Amendments to the law, which allowed companies to make unlimited financial contributions to political parties under the cover of absolute anonymity, declared ‘manifestly arbitrary’
In a landmark unanimous judgment, the Supreme Court on Thursday struck down as “unconstitutional and manifestly arbitrary” the electoral bonds scheme, which provides blanket anonymity to political donors, as well as critical legal amendments allowing rich corporations to make unlimited political donations.
A five-judge Bench headed by Chief Justice of India D.Y. Chandrachud held that the Union government’s scheme, and preceding amendments made to the Representation of the People Act, the Companies Act, and the Income Tax Act, violated the voters’ right to information about political funding under Article 19(1)(a) of the Constitution.

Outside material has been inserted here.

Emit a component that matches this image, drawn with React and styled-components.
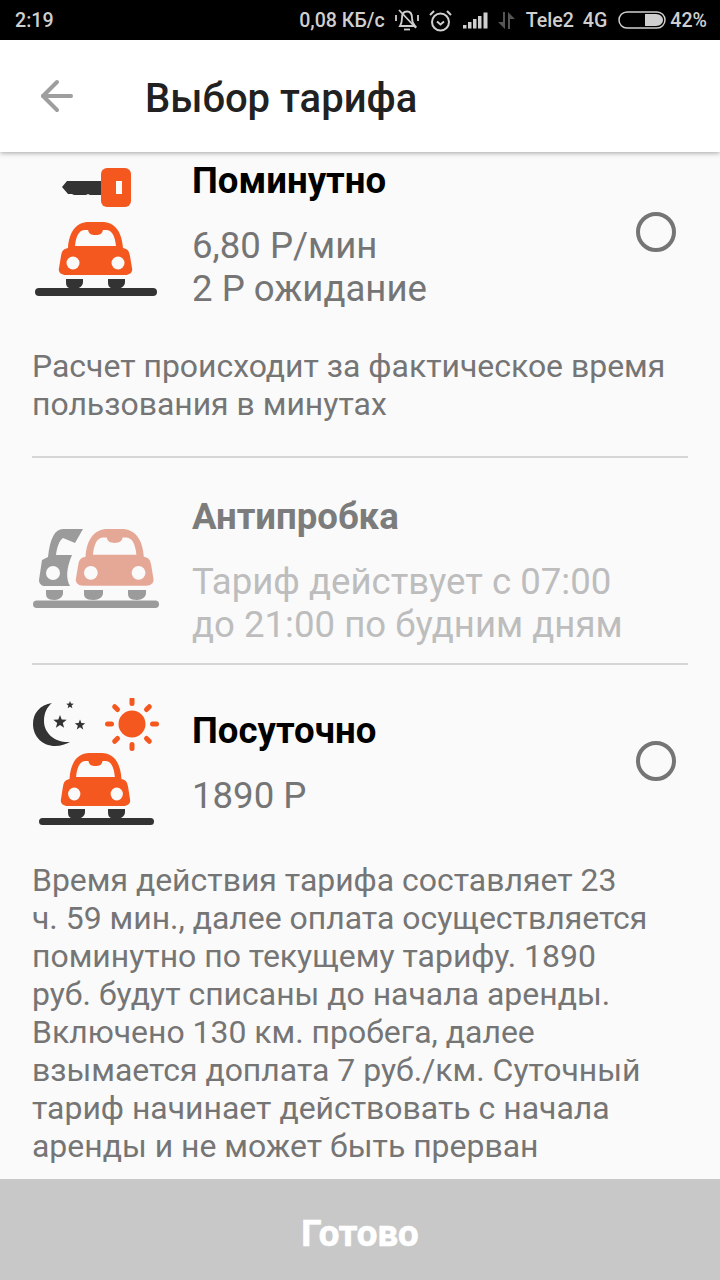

The lead opinion authored by Chief Justice Chandrachud said that the absolute non-disclosure of the source of political funding through electoral bonds promoted corruption, and a culture of quid pro quo with the ruling party to introduce a policy change or for bagging a license. The scheme and the amendments authorised “unrestrained influence of corporates in the electoral process”, it said.
Explained |Why did the Supreme Court strike down the electoral bonds scheme?
Corporations vs citizens
The judgment belled the cat on the deep nexus between money and politics, saying that “contributions made by companies are purely business transactions made with the intent of securing benefits in return”. It noted that the scheme allowed the inflow of “huge contributions” by companies and multinational corporations with major business stakes in the country, overawing or even concealing the relatively small financial contributions of the ordinary Indian — the student, the daily wage worker, the artist, or the teacher — who believes in the ideologies of a political party without expecting any substantial favours in return.